Saving Private Ryan had one of the most profound of effects on me. My father was a soldier in WWII and he never talked about it. When he saw those John Wayne and Errol Flynn war movies, the fact that neither of them was serving bothered him. He asked why they were making movies while he was overseas. I tried to explain to him later that they were propaganda meant to inspire us but he wasn’t having any of that. The profound effect of being a soldier in combat was beautifully explained by Saving Private Ryan. I told this to Steven Spielberg and I told him it was the movie that unlocked the mystery of my father. If you can give a movie higher praise, then please tell me.

As a student of politics who worked for Tim Russert while rooming with two guys in college who ended up becoming judges, I know that history often repeats itself. When I studied the Oscars, it seemed like every time a movie about the industry got made and was good, it got an extra special reception. That is what happened in the simple case of Shakespeare In Love. Actors, writers and directors loved a movie about actors, writers and directors. We knew who to appeal to and who we wanted to see the movie – simple as that. Nineteen movies about our industry have won Best Picture, and Shakespeare In Love is just one of them. Those movies are great – they celebrate artistic technique and are inspiring and hopeful.

One of the great thing about the Oscars is it shines a light on innovative filmmaking and that spotlight can be used to be politically effective. Moonlight, Fences, La La Land and so many others fall into that category. La La Land carries the hope this country needs right now. I always loved the work of Jacques Demy. When I was a young man and had a lot more hair, we at Miramax helped restore and distribute The Young Girls Of Rochefort, one of Jacques Demy’s great musicals. Although financially unsuccessful, it was personally inspiring to me. Damien’s movie feels like a tribute to Demy and the great Hollywood musical, that goes even one step beyond in its innovation.

When promoting The Imitation Game, Benedict Cumberbatch approached me with a great idea. He proposed legislation to pardon the 39,000 men criminalized for homosexuality in England. What a wonderful opportunity to rally worldwide support not for a movie, but for a cause. We teamed up with Stephen Fry and many LGBT organizations in the UK to fight. Three years later, after numerous setbacks with Parliament, we shared in a victory. Those men are now pardoned.
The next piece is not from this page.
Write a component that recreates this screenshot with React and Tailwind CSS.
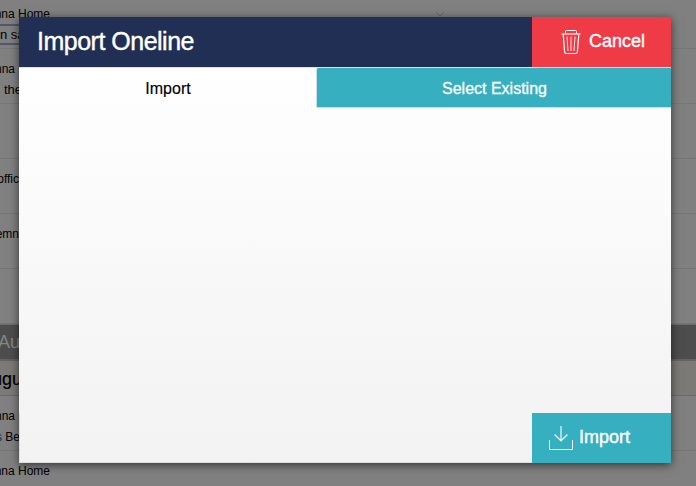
import React from 'react';

function Line({ text, width, className = '' }) {
  return (
    <div className={`flex h-[21px] items-center justify-end whitespace-nowrap text-[12px] text-black ${className}`} style={{ width }}>
      {text}
    </div>
  );
}

function Row({ children, className = '' }) {
  return <div className={`h-[55px] shrink-0 border-b border-[#767676] pt-[9px] ${className}`}>{children}</div>;
}

function TrashIcon() {
  return (
    <svg width="20" height="26" viewBox="0 0 20 26" fill="none" stroke="white" strokeWidth="1" className="shrink-0">
      <path d="M4.5 4.5V2.5Q4.5 1.5 5.5 1.5H14.5Q15.5 1.5 15.5 2.5V4.5" />
      <path d="M0.5 5H19.5" strokeWidth="1.4" opacity="0.8" />
      <path d="M2.2 5.5L3.6 22.8Q3.8 24.5 5.2 24.5H14.8Q16.2 24.5 16.4 22.8L17.8 5.5" strokeWidth="1.2" />
      <path d="M6 7.5L7 22M10 7.5V22M14 7.5L13 22" opacity="0.85" />
    </svg>
  );
}

function DownloadIcon() {
  return (
    <svg width="24" height="25" viewBox="0 0 24 25" fill="none" stroke="white" strokeWidth="1" className="shrink-0">
      <path d="M0.5 14V23.5H23.5V14" />
      <path d="M12 0V15M5.5 8.5L12 14.8L18.5 8.5" strokeWidth="1.3" opacity="0.85" />
    </svg>
  );
}

export default function App() {
  return (
    <div className="relative h-[486px] w-[696px] overflow-hidden bg-[#808080] font-['Liberation_Sans',Arial,sans-serif]">
      <div className="flex flex-col">
        <div className="h-[49px] shrink-0 border-b border-[#767676] pt-1">
          <div className="flex justify-between">
            <Line text="nna Home" width={50} className="h-5!" />
            <svg width="8" height="5" viewBox="0 0 8 5" fill="none" stroke="#626262" className="mt-[8px] mr-[252px]">
              <path d="M0.5 0.5L4 4L7.5 0.5" />
            </svg>
          </div>
          <div className="flex h-[21px] w-[120px] items-center border-2 border-l-0 border-[#51586c] text-[13px]">n safe</div>
        </div>
        <Row>
          <Line text="nna" width={15} />
          <Line text="the" width={22} className="text-[13px]!" />
        </Row>
        <Row />
        <Row><Line text="offic" width={19} /></Row>
        <Row><Line text="emn" width={19} /></Row>
        <Row />
        <div className="flex h-[37px] items-center border-t border-b-2 border-t-[#6c6c6c] border-b-[#656361] bg-[#4d4d4d] text-[18px] text-[#858585]">
          <span className="-ml-[2px]">August</span>
        </div>
        <div className="flex h-[35px] items-center border-b border-[#6b6a68] bg-[#7c7a77] pt-[2px] text-[18px] text-black [-webkit-text-stroke:0.2px]">
          <span className="-ml-[8px]">ugust</span>
        </div>
        <Row>
          <Line text="nna" width={15} />
          <Line text={<><span className="text-[#142c59]">s</span>&nbsp;Be</>} width={20} />
        </Row>
        <Row><Line text="nna Home" width={50} /></Row>
      </div>

      <div className="absolute top-[17px] left-[19px] flex h-[446px] w-[652px] flex-col bg-linear-to-b from-white from-10% to-[#f2f2f2] shadow-[0_2px_9px_rgba(0,0,0,0.6)]">
        <header className="flex h-[50px] shrink-0 bg-[#222f54] text-white">
          <h1 className="flex flex-1 items-center pb-px pl-[18px] text-[25px] tracking-[-0.5px] [-webkit-text-stroke:0.4px]">Import Oneline</h1>
          <button className="flex w-[139px] items-center gap-[8px] bg-[#ee3b46] pl-[29px] text-[18px] [-webkit-text-stroke:0.4px]">
            <TrashIcon />
            <span className="pb-[2px]">Cancel</span>
          </button>
        </header>
        <nav className="flex h-[41px] shrink-0 border-t border-[#dce1e8] text-[16px]">
          <button className="w-[297px] pt-px pl-px text-black [-webkit-text-stroke:0.15px]">Import</button>
          <button className="flex-1 rounded-tl-[2px] border-b border-l border-[#d4dce3] bg-[#36afc1] pt-[2px] pl-px text-white [-webkit-text-stroke:0.3px]">Select Existing</button>
        </nav>
        <main className="flex-1" />
        <footer className="flex h-[50px] shrink-0 justify-end">
          <div className="flex-1 rounded-bl-[2px] border-b border-l border-[#dddddd]" />
          <button className="flex w-[139px] items-center gap-[6px] bg-[#36afc1] pl-[17px] text-[18px] text-white [-webkit-text-stroke:0.4px]">
            <DownloadIcon />
            <span className="pb-[2px]">Import</span>
          </button>
        </footer>
      </div>
    </div>
  );
}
In my career, those are the movies I’ve cherished – the ones that say something, like Bully, Fahrenheit 9/11, Citizenfour, Sicko, Silver Linings Playbook. I think Django Unchained had the most amazing effect on me and many other people for its brilliance and daring in dealing with race relations. When film historians look back, they’ll see the daring political nature of what Quentin Tarantino did in that film. It was so daring that there were times I thought I wasn’t brave enough to handle it, though I always knew Quentin was. I remember being at the theater in Roosevelt Field with 400 African-Americans who spoke about the movie the way they do Ralph Ellison’s Invisible Man.
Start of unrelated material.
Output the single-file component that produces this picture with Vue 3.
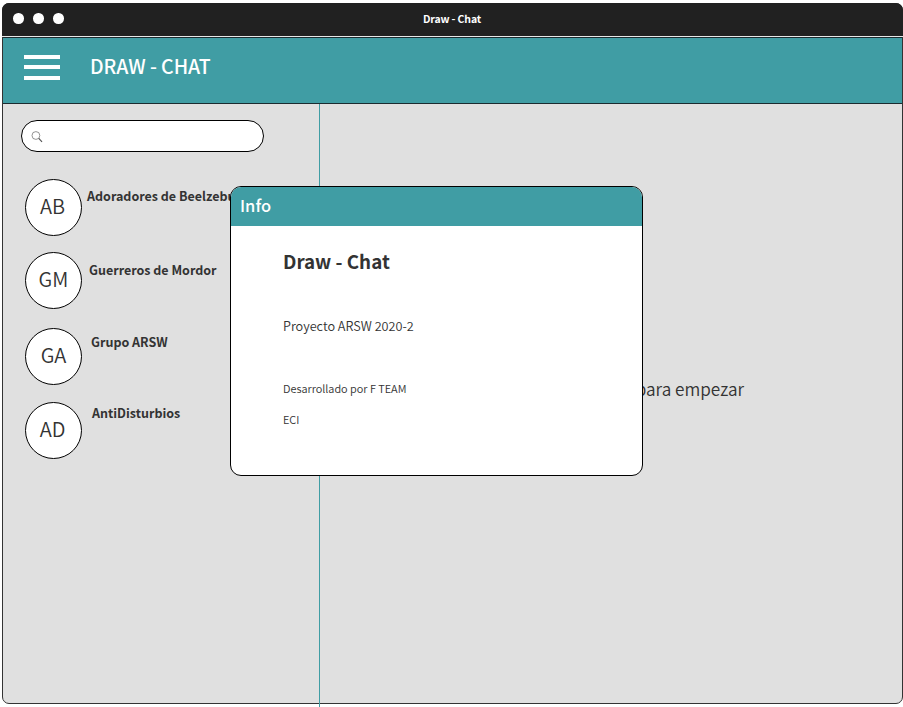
<script setup>
const groups = [
  { initials: 'AB', name: 'Adoradores de Beelzebub', slot: 'first' },
  { initials: 'GM', name: 'Guerreros de Mordor', slot: 'second' },
  { initials: 'GA', name: 'Grupo ARSW', slot: 'third' },
  { initials: 'AD', name: 'AntiDisturbios', slot: 'fourth' },
]
</script>

<template>
  <div class="page">
    <div class="window">
      <div class="titlebar">
        <div class="dots"><i></i><i></i><i></i></div>
        <span class="wintitle">Draw - Chat</span>
      </div>
      <header class="appbar">
        <div class="menu"><i></i><i></i><i></i></div>
        <h1>DRAW - CHAT</h1>
      </header>
      <div class="content">
        <aside>
          <div class="search">
            <svg width="12" height="12" viewBox="0 0 12 12" fill="none" stroke="#777">
              <circle cx="4.9" cy="4.5" r="3.9" stroke-width=".8" />
              <path d="M7.8 7.4 11 10.8" stroke="#555" stroke-width="1.2" />
            </svg>
          </div>
          <ul>
            <li v-for="g in groups" :key="g.initials" :class="g.slot">
              <div class="avatar"><span>{{ g.initials }}</span></div>
              <span class="name">{{ g.name }}</span>
            </li>
          </ul>
        </aside>
        <div class="divider"></div>
        <main><p>Selecciona un grupo para empezar</p></main>
      </div>
    </div>
    <section class="modal">
      <div class="modal-head">Info</div>
      <div class="modal-body">
        <h2>Draw - Chat</h2>
        <p class="project">Proyecto ARSW 2020-2</p>
        <p class="small">Desarrollado por F TEAM</p>
        <p class="small last">ECI</p>
      </div>
    </section>
  </div>
</template>

<style>
body { margin: 0; background: #fff; overflow: hidden; }
</style>

<style scoped>
* { box-sizing: border-box; margin: 0; padding: 0; }
.page { position: relative; width: 903px; height: 707px; padding: 3px 0 0 2px; color: #333; font-family: "Noto Sans CJK SC", "Noto Sans", sans-serif; white-space: nowrap; }
.window { width: 901px; height: 701px; border: 1px solid #333; border-radius: 7px; background: #e0e0e0; display: flex; flex-direction: column; }
.titlebar { flex: none; height: 34px; margin: -1px -1px 0; padding: 0 12px 0 11px; border-bottom: 1px solid #e8e8e8; border-radius: 7px 7px 0 0; background: #212121; display: grid; grid-template-columns: 1fr auto 1fr; }
.dots { display: flex; gap: 9.5px; padding-top: 10px; }
.dots i { width: 10.5px; height: 10.5px; border-radius: 50%; background: #fff; }
.wintitle { color: #fff; font-size: 10.5px; font-weight: 700; line-height: 31px; letter-spacing: -.14px; }
.appbar { flex: none; height: 67px; background: #409da4; border-top: 1px solid #1b2b30; border-bottom: 1px solid #1b2b30; display: flex; padding-left: 21px; }
.menu { width: 36px; margin-top: 17px; display: flex; flex-direction: column; gap: 6px; }
.menu i { height: 4px; background: #fff; }
.menu i:last-child { margin-top: 1px; }
h1 { margin-left: 30px; color: #fff; font-size: 19.5px; font-weight: 500; line-height: 56px; letter-spacing: -.07px; }
.content { flex: 1; display: flex; height: 599px; }
aside { flex: none; width: 316px; }
.divider { flex: none; width: 1px; height: 603px; background: #409da4; }
.search { width: 243px; height: 32px; margin: 16px 0 0 18px; border: 1px solid #000; border-radius: 16px; background: #fff; padding: 10px 0 0 9px; }
.search svg { display: block; }
ul { list-style: none; padding: 27px 0 0 22px; }
li { height: 57px; display: flex; }
.avatar { flex: none; width: 57px; height: 57px; border: 1px solid #000; border-radius: 50%; background: #fff; color: #333; text-align: center; font-size: 20px; font-weight: 350; line-height: 51px; }
.first .avatar, .fourth .avatar { padding-right: 2px; }
.name { font-size: 12.5px; font-weight: 700; line-height: 18px; }
.first .name { margin: 8px 0 0 5px; }
.second { margin-top: 16px; }
.second .name { margin: 9px 0 0 7px; }
.third { margin-top: 19px; }
.third .name { margin: 5px 0 0 9px; }
.fourth { margin-top: 17px; }
.fourth .name { margin: 2px 0 0 10px; }
main { flex: 1; display: flex; justify-content: flex-end; padding: 273px 158px 0 0; }
main p { color: #333; font-size: 17.2px; font-weight: 350; line-height: 24px; }
.modal { position: absolute; left: 230px; top: 186px; width: 413px; height: 290px; border: 1px solid #000; border-radius: 11px; background: #fff; overflow: hidden; }
.modal-head { height: 39px; background: #409da4; color: #fff; font-size: 16.5px; font-weight: 500; line-height: 36px; padding-left: 9px; }
.modal-body { padding: 20px 52px 0; }
h2 { font-size: 18.8px; font-weight: 700; line-height: 30px; }
.project { color: #333; font-size: 12.7px; font-weight: 350; line-height: 20px; margin-top: 40px; }
.small { color: #333; font-size: 10.9px; font-weight: 350; line-height: 18px; margin-top: 43px; }
.last { margin-top: 13px; }
</style>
Ironically, when people first wrote about Lion, they said it was the perfect Oscar-bait movie for Harvey Weinstein to make. But try this on for size – my wife helped build a school in India 13 years ago and now works with Magic Bus to help take children off the streets. In fact, our daughter is named India because of the inspiration that country has provided us. India held a special place in my heart long before the script for Lion fell into my lap so when it was brought to me, I was game from the beginning. Garth Davis, the director, and Iain Canning and Emile Sherman, the producers of the film, are launching efforts to help the 80,000 children who go missing in India each year. If this is another The Imitation Game in its cause and effect, then I’ll count this film as a big win. We aren’t the only ones – many studios and directors have used films and the Academy to move the needle such as In The Heat Of The Night, The Grapes Of Wrath, How Green Was My Valley, Gentleman’s Agreement, and so many others.

I asked Rich Nordwind of the LA Times, as well as other editors, why our company and me, personally, get singled out for controversial articles. Whenever we blow it on a movie, it’s trumpeted. He told me it’s because we and I are colorful – I’m political, involved in different causes and speak my mind. Readers don’t know executives at some of the other companies and thus we are good copy by default. Two other journalists who loved Lion echoed this sentiment, but their organizations wouldn’t let them go public. Clearly, I never should have named the company Miramax after my parents. I should have called us Anonymous Content – but too bad, that name was already taken, and interestingly enough, by a great company.

This year, I’m going to work on a project that everyone can be a part of – The Defenders. It’ll be the Marvel movie I always wanted to make. Actually, it isn’t a real movie, more of an aspiration. It isn’t about Hollywood but about teachers, policemen and citizens who are honest, caring and patriotic. It’s about Defending the Constitution – Defending freedom of the press, Defending freedom of speech and Defending us from Orwellian tactics. The way transgender children were treated this week is an act of pure malice that’s beyond compare. We need to Defend them and the LGBT community. We need to Defend Planned Parenthood and women’s rights. We must Defend against racial crimes and anti-Semitism. We must Defend ourselves against those that would divide us. But no matter how we win, the Defenders need to do it in the Red States and prove our point by being there. We need to be present and talk about what’s true and what isn’t. While I think we have a very robust movie slate next year, The Defenders would be the one project that I’m most excited about. There could be nine of these movies. And I have a feeling that the ending is going to be very Capra-esque.

One of my favorite movies is She Wore A Yellow Ribbon. I’ve made more people watch that movie than I have a right to but I still love it. So, today, I’m happy to say He Wore A Blue Ribbon, because I’ll be wearing one for the ACLU. In my mind, they’re amongst our greatest Defenders.

And as far as next year goes, when people ask me about Shakespeare In Love again, I’m finally going to tell the truth. I’ll admit that we hired Martians to hypnotize Academy members. It was expensive, but worth it.